**What is required**
Tally all lines containing the word "this". Give the number alone.
++++ Data segment ++++
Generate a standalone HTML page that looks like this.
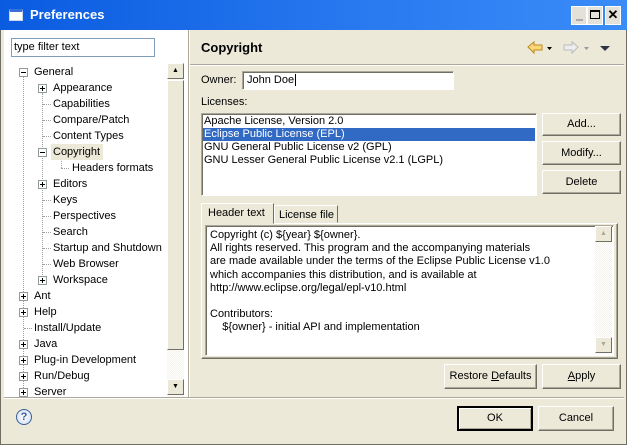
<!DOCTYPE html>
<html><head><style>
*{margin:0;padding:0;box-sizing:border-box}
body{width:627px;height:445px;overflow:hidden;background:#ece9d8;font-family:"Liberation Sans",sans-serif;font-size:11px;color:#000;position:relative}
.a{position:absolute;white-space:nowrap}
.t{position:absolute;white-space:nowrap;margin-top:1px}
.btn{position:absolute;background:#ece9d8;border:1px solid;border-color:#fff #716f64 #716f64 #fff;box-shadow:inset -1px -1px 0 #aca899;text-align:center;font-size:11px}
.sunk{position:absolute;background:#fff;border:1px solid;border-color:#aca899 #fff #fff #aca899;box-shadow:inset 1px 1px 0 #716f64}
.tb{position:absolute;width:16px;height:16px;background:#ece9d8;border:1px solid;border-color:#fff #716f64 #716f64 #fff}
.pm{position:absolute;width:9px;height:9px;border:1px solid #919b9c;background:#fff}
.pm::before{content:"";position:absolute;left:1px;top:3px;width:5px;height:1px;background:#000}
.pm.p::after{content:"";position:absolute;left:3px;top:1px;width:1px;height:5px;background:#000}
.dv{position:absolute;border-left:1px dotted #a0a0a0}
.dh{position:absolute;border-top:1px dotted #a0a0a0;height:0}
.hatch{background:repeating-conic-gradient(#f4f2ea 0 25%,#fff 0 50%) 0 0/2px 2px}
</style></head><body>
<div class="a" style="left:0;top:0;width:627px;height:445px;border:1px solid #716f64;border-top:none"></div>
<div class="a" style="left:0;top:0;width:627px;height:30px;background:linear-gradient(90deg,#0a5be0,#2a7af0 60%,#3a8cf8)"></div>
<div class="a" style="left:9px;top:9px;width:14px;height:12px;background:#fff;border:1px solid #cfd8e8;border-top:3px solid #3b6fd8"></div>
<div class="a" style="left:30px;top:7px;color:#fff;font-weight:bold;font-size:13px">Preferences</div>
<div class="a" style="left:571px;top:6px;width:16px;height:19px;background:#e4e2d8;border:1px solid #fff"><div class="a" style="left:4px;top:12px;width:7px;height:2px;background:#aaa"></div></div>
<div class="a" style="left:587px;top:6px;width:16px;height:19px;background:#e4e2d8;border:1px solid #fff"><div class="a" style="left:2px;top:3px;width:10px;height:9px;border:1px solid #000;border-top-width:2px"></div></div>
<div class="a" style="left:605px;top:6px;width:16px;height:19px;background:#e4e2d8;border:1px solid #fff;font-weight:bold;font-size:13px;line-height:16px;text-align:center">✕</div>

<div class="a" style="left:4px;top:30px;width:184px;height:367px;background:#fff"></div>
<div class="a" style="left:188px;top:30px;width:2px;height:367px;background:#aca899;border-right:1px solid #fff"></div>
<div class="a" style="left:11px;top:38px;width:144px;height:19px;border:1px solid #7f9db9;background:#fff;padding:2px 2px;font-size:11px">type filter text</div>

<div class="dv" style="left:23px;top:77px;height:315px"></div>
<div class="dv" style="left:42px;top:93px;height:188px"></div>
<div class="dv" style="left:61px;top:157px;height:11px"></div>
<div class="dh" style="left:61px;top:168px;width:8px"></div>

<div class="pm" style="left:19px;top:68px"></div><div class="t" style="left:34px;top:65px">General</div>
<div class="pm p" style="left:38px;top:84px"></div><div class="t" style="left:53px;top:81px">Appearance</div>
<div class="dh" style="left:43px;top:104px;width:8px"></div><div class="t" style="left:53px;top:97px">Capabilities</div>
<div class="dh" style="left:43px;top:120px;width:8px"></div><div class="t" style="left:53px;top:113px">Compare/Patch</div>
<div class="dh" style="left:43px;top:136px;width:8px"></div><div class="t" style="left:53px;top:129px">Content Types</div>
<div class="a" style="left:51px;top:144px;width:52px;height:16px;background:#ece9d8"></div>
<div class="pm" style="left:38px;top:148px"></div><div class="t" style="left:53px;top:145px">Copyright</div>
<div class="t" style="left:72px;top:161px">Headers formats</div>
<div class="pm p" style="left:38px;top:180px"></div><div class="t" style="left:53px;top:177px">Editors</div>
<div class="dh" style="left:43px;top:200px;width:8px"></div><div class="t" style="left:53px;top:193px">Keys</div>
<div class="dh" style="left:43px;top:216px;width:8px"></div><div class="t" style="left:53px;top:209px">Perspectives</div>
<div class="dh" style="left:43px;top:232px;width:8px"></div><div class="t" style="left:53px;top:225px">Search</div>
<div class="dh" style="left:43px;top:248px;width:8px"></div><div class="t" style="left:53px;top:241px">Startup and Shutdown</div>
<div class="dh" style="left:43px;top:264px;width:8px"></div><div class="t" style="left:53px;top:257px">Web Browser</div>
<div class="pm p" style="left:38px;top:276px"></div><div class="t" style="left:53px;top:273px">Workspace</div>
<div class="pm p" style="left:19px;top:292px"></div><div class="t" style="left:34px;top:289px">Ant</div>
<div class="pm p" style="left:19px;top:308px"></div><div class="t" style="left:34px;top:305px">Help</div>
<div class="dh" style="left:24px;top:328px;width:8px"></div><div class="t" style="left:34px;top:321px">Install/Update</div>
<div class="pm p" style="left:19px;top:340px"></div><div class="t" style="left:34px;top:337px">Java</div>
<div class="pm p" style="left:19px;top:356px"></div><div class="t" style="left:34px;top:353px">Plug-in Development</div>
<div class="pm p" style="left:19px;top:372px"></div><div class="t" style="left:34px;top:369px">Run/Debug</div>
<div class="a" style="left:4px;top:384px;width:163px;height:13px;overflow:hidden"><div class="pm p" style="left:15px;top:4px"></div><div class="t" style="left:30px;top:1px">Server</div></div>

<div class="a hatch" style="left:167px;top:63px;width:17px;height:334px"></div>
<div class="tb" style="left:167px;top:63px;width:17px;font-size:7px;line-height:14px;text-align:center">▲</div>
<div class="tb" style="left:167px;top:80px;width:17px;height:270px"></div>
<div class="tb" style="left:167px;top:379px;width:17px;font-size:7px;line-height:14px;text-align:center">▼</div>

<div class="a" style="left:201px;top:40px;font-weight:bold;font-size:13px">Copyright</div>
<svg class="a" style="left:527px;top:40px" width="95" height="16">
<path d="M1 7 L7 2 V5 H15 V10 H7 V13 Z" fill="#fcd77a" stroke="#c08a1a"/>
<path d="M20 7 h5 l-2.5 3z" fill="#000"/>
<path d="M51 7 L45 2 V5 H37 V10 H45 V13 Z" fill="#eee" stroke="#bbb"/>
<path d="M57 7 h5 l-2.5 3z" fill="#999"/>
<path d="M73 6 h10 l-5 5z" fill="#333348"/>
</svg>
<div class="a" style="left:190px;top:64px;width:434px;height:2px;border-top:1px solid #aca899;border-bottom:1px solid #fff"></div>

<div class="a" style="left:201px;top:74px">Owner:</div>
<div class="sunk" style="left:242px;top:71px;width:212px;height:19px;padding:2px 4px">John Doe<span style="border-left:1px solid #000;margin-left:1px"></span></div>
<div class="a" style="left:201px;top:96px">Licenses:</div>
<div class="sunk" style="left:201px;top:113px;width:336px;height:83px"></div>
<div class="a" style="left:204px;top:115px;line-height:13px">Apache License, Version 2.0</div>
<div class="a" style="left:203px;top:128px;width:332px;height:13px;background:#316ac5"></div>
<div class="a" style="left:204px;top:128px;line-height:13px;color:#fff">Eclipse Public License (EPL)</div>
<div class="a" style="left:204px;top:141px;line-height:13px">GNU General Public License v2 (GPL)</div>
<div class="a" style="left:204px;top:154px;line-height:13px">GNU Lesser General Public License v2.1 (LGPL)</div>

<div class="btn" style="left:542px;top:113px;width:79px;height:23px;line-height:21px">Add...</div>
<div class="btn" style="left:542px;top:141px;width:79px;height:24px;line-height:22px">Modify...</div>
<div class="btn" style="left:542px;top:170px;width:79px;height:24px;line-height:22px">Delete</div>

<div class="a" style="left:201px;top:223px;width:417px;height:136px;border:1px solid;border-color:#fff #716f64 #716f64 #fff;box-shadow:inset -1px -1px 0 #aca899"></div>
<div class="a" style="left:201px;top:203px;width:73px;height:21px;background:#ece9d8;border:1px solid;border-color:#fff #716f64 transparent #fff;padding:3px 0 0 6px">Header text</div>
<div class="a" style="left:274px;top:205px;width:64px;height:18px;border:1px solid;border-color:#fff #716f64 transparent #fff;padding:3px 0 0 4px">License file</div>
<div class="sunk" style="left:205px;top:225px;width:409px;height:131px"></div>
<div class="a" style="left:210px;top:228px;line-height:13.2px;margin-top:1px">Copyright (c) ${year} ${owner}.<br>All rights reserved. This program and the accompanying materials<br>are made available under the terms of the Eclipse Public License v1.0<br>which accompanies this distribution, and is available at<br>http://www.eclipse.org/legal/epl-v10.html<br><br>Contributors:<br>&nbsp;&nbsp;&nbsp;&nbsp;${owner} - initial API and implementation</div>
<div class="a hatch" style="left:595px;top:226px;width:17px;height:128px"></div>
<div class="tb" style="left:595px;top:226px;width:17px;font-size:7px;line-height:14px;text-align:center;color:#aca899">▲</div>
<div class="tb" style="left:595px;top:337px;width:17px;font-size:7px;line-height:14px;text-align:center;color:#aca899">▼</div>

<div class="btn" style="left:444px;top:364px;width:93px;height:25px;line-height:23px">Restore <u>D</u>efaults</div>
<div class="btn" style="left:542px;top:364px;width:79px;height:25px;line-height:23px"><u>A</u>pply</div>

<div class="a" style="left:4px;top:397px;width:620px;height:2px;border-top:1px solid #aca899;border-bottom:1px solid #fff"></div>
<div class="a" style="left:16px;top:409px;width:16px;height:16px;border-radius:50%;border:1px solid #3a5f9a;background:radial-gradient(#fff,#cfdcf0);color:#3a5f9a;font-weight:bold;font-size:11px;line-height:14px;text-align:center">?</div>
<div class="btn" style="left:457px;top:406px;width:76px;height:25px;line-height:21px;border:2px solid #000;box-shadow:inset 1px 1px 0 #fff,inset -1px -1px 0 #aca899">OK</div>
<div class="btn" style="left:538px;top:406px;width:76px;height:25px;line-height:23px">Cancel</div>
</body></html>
++++
**Result of the task**
2